(begin)

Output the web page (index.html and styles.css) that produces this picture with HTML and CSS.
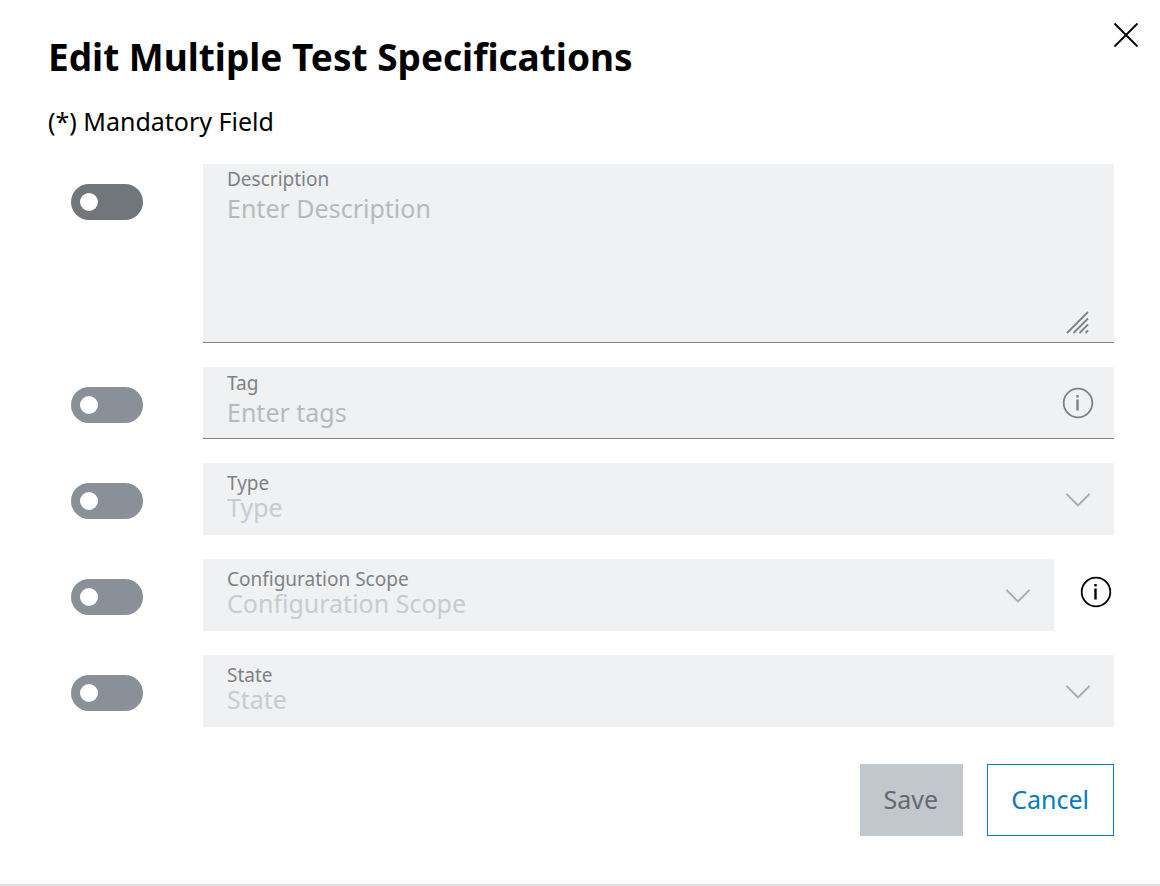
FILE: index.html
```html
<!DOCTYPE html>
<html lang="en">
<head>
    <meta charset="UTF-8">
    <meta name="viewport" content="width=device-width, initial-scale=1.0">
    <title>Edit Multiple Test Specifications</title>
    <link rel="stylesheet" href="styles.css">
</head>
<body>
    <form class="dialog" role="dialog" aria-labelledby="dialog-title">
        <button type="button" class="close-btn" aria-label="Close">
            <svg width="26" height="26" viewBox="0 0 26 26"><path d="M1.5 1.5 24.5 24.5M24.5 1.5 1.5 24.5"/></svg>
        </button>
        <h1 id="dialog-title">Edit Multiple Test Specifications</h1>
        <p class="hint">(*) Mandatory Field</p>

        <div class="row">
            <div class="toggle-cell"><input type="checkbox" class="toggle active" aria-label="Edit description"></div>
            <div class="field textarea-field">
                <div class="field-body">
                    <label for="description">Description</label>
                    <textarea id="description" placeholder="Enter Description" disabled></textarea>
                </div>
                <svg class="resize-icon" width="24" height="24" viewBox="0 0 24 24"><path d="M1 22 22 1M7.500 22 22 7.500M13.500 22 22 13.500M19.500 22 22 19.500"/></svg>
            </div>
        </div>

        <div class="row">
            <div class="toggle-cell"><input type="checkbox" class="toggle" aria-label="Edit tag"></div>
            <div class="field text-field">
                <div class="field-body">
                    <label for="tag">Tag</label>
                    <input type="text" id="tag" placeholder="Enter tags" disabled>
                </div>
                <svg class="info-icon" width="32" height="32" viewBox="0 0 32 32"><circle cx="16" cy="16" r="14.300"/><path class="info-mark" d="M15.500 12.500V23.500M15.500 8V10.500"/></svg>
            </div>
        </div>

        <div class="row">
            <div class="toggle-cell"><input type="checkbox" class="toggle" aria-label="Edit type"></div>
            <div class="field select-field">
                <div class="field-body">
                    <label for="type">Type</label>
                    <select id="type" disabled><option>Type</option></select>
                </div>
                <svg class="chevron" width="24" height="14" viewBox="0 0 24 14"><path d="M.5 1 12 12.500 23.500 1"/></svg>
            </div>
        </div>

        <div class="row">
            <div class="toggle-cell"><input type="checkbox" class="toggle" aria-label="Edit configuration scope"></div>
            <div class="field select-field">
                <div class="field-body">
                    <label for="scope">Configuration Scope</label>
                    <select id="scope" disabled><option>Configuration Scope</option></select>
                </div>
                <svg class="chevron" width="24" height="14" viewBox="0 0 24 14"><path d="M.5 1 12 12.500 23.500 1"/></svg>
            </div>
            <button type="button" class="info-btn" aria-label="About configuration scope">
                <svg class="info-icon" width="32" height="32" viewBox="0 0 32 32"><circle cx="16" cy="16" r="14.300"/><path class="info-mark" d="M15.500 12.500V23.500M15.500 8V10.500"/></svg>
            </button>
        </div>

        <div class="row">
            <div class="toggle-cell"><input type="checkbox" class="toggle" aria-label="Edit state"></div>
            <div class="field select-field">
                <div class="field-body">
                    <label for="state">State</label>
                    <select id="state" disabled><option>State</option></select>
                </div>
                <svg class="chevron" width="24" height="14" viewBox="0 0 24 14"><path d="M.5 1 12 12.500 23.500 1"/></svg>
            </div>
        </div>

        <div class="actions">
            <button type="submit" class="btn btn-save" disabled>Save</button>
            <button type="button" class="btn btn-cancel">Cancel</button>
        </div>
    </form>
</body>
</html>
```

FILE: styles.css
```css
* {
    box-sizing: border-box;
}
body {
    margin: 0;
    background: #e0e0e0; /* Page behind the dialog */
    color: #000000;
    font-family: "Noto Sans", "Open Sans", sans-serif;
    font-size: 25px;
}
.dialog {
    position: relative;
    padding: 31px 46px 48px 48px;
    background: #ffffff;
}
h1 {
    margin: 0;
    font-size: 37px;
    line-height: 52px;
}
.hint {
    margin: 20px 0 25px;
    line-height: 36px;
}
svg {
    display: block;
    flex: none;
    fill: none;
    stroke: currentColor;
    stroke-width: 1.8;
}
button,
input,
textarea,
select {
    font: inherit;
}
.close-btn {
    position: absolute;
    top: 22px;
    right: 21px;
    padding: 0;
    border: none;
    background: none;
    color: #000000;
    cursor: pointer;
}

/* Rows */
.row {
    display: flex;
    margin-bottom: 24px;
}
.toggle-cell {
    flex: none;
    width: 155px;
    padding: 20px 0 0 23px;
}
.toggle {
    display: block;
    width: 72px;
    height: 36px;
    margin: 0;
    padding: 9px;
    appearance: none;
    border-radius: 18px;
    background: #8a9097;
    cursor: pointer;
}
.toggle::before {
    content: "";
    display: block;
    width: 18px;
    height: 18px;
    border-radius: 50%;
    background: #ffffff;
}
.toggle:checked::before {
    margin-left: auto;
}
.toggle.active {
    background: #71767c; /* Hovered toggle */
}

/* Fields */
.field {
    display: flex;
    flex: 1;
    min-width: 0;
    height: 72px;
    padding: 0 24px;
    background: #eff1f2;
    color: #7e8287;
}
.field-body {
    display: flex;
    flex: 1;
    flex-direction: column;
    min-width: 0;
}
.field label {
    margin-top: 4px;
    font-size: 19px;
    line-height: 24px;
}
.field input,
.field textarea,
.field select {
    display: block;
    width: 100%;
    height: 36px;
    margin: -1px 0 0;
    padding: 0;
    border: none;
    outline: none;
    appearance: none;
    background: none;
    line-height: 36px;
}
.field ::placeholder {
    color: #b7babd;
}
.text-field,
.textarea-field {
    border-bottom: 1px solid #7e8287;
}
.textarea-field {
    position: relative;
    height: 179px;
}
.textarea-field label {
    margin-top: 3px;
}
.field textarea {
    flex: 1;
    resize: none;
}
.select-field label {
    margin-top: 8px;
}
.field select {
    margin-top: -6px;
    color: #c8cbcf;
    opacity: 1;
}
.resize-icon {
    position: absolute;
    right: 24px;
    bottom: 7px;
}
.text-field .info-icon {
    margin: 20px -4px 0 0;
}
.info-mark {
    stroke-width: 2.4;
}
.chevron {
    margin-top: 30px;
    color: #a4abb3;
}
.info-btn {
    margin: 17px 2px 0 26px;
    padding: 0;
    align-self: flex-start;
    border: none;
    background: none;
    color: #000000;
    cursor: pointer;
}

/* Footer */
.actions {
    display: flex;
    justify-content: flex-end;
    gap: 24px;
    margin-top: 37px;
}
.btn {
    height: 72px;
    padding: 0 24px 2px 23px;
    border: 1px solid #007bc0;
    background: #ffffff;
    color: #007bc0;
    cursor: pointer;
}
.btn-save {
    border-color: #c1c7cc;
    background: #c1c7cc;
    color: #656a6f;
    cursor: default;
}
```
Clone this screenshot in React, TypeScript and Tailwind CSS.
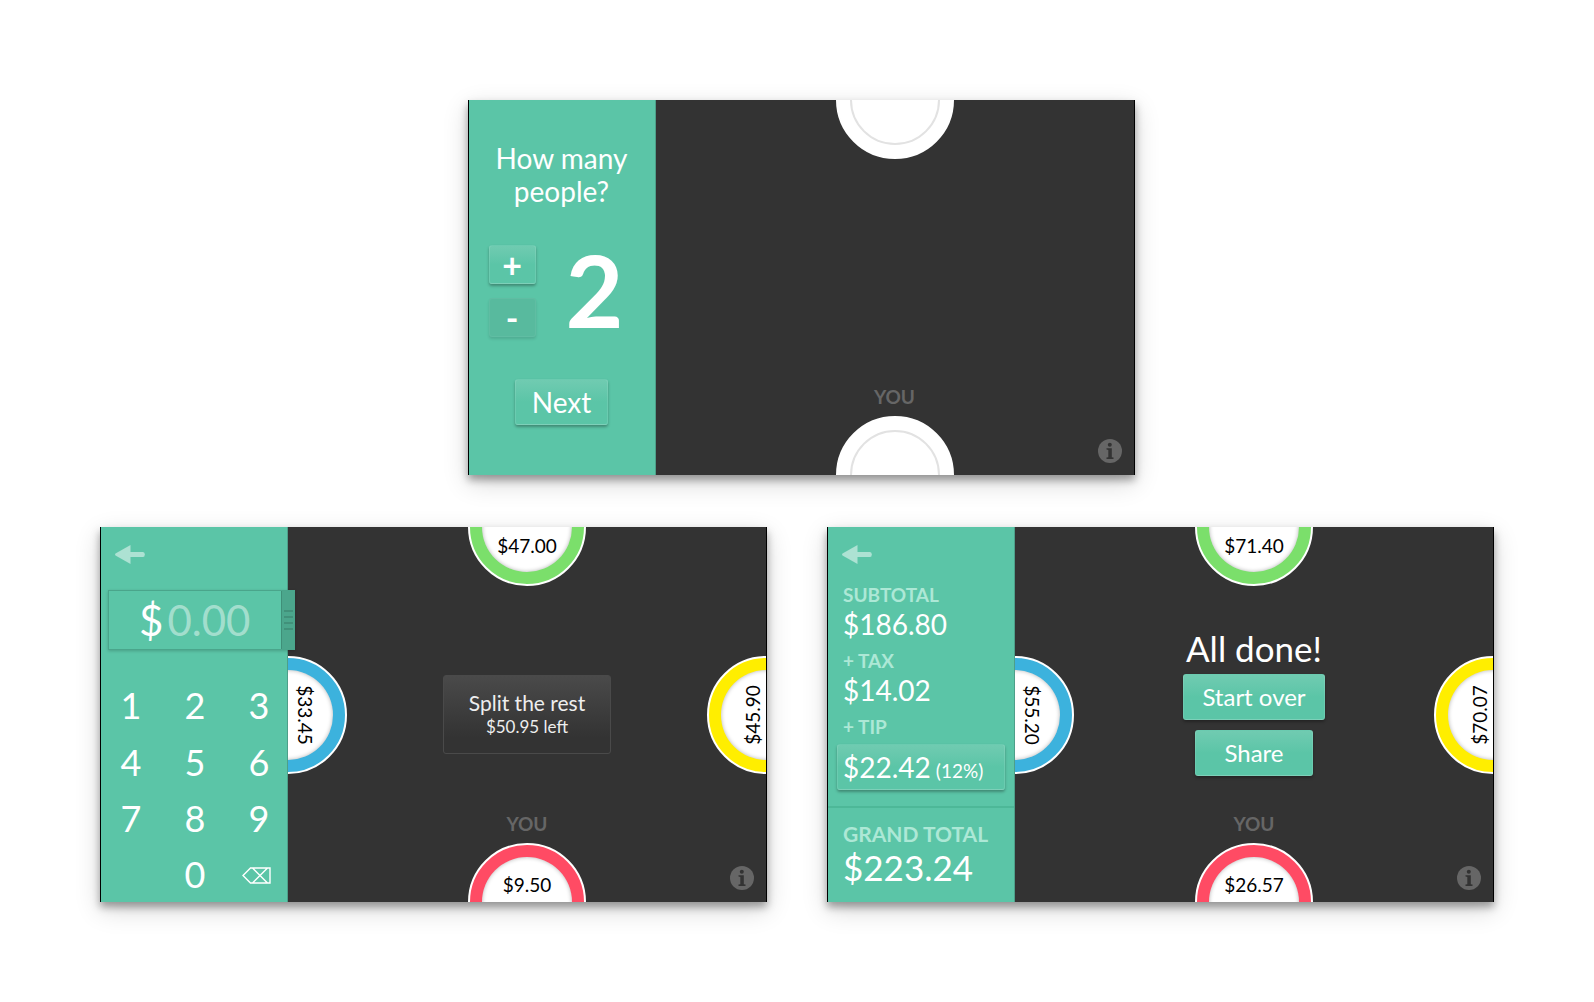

(end)

__Request__: Pictures stay out; repeat all the rest of the records exactly.

__Finished task__:
Output the web page (index.html and styles.css) that produces this picture with HTML and CSS.
FILE: index.html
```html
<!DOCTYPE html>
<html lang="en">
<head>
    <meta charset="UTF-8">
    <meta name="viewport" content="width=device-width, initial-scale=1.0">
    <title>Edit Multiple Test Specifications</title>
    <link rel="stylesheet" href="styles.css">
</head>
<body>
    <form class="dialog" role="dialog" aria-labelledby="dialog-title">
        <button type="button" class="close-btn" aria-label="Close">
            <svg width="26" height="26" viewBox="0 0 26 26"><path d="M1.5 1.5 24.5 24.5M24.5 1.5 1.5 24.5"/></svg>
        </button>
        <h1 id="dialog-title">Edit Multiple Test Specifications</h1>
        <p class="hint">(*) Mandatory Field</p>

        <div class="row">
            <div class="toggle-cell"><input type="checkbox" class="toggle active" aria-label="Edit description"></div>
            <div class="field textarea-field">
                <div class="field-body">
                    <label for="description">Description</label>
                    <textarea id="description" placeholder="Enter Description" disabled></textarea>
                </div>
                <svg class="resize-icon" width="24" height="24" viewBox="0 0 24 24"><path d="M1 22 22 1M7.500 22 22 7.500M13.500 22 22 13.500M19.500 22 22 19.500"/></svg>
            </div>
        </div>

        <div class="row">
            <div class="toggle-cell"><input type="checkbox" class="toggle" aria-label="Edit tag"></div>
            <div class="field text-field">
                <div class="field-body">
                    <label for="tag">Tag</label>
                    <input type="text" id="tag" placeholder="Enter tags" disabled>
                </div>
                <svg class="info-icon" width="32" height="32" viewBox="0 0 32 32"><circle cx="16" cy="16" r="14.300"/><path class="info-mark" d="M15.500 12.500V23.500M15.500 8V10.500"/></svg>
            </div>
        </div>

        <div class="row">
            <div class="toggle-cell"><input type="checkbox" class="toggle" aria-label="Edit type"></div>
            <div class="field select-field">
                <div class="field-body">
                    <label for="type">Type</label>
                    <select id="type" disabled><option>Type</option></select>
                </div>
                <svg class="chevron" width="24" height="14" viewBox="0 0 24 14"><path d="M.5 1 12 12.500 23.500 1"/></svg>
            </div>
        </div>

        <div class="row">
            <div class="toggle-cell"><input type="checkbox" class="toggle" aria-label="Edit configuration scope"></div>
            <div class="field select-field">
                <div class="field-body">
                    <label for="scope">Configuration Scope</label>
                    <select id="scope" disabled><option>Configuration Scope</option></select>
                </div>
                <svg class="chevron" width="24" height="14" viewBox="0 0 24 14"><path d="M.5 1 12 12.500 23.500 1"/></svg>
            </div>
            <button type="button" class="info-btn" aria-label="About configuration scope">
                <svg class="info-icon" width="32" height="32" viewBox="0 0 32 32"><circle cx="16" cy="16" r="14.300"/><path class="info-mark" d="M15.500 12.500V23.500M15.500 8V10.500"/></svg>
            </button>
        </div>

        <div class="row">
            <div class="toggle-cell"><input type="checkbox" class="toggle" aria-label="Edit state"></div>
            <div class="field select-field">
                <div class="field-body">
                    <label for="state">State</label>
                    <select id="state" disabled><option>State</option></select>
                </div>
                <svg class="chevron" width="24" height="14" viewBox="0 0 24 14"><path d="M.5 1 12 12.500 23.500 1"/></svg>
            </div>
        </div>

        <div class="actions">
            <button type="submit" class="btn btn-save" disabled>Save</button>
            <button type="button" class="btn btn-cancel">Cancel</button>
        </div>
    </form>
</body>
</html>
```

FILE: styles.css
```css
* {
    box-sizing: border-box;
}
body {
    margin: 0;
    background: #e0e0e0; /* Page behind the dialog */
    color: #000000;
    font-family: "Noto Sans", "Open Sans", sans-serif;
    font-size: 25px;
}
.dialog {
    position: relative;
    padding: 31px 46px 48px 48px;
    background: #ffffff;
}
h1 {
    margin: 0;
    font-size: 37px;
    line-height: 52px;
}
.hint {
    margin: 20px 0 25px;
    line-height: 36px;
}
svg {
    display: block;
    flex: none;
    fill: none;
    stroke: currentColor;
    stroke-width: 1.8;
}
button,
input,
textarea,
select {
    font: inherit;
}
.close-btn {
    position: absolute;
    top: 22px;
    right: 21px;
    padding: 0;
    border: none;
    background: none;
    color: #000000;
    cursor: pointer;
}

/* Rows */
.row {
    display: flex;
    margin-bottom: 24px;
}
.toggle-cell {
    flex: none;
    width: 155px;
    padding: 20px 0 0 23px;
}
.toggle {
    display: block;
    width: 72px;
    height: 36px;
    margin: 0;
    padding: 9px;
    appearance: none;
    border-radius: 18px;
    background: #8a9097;
    cursor: pointer;
}
.toggle::before {
    content: "";
    display: block;
    width: 18px;
    height: 18px;
    border-radius: 50%;
    background: #ffffff;
}
.toggle:checked::before {
    margin-left: auto;
}
.toggle.active {
    background: #71767c; /* Hovered toggle */
}

/* Fields */
.field {
    display: flex;
    flex: 1;
    min-width: 0;
    height: 72px;
    padding: 0 24px;
    background: #eff1f2;
    color: #7e8287;
}
.field-body {
    display: flex;
    flex: 1;
    flex-direction: column;
    min-width: 0;
}
.field label {
    margin-top: 4px;
    font-size: 19px;
    line-height: 24px;
}
.field input,
.field textarea,
.field select {
    display: block;
    width: 100%;
    height: 36px;
    margin: -1px 0 0;
    padding: 0;
    border: none;
    outline: none;
    appearance: none;
    background: none;
    line-height: 36px;
}
.field ::placeholder {
    color: #b7babd;
}
.text-field,
.textarea-field {
    border-bottom: 1px solid #7e8287;
}
.textarea-field {
    position: relative;
    height: 179px;
}
.textarea-field label {
    margin-top: 3px;
}
.field textarea {
    flex: 1;
    resize: none;
}
.select-field label {
    margin-top: 8px;
}
.field select {
    margin-top: -6px;
    color: #c8cbcf;
    opacity: 1;
}
.resize-icon {
    position: absolute;
    right: 24px;
    bottom: 7px;
}
.text-field .info-icon {
    margin: 20px -4px 0 0;
}
.info-mark {
    stroke-width: 2.4;
}
.chevron {
    margin-top: 30px;
    color: #a4abb3;
}
.info-btn {
    margin: 17px 2px 0 26px;
    padding: 0;
    align-self: flex-start;
    border: none;
    background: none;
    color: #000000;
    cursor: pointer;
}

/* Footer */
.actions {
    display: flex;
    justify-content: flex-end;
    gap: 24px;
    margin-top: 37px;
}
.btn {
    height: 72px;
    padding: 0 24px 2px 23px;
    border: 1px solid #007bc0;
    background: #ffffff;
    color: #007bc0;
    cursor: pointer;
}
.btn-save {
    border-color: #c1c7cc;
    background: #c1c7cc;
    color: #656a6f;
    cursor: default;
}
```
Clone this screenshot in React, TypeScript and Tailwind CSS.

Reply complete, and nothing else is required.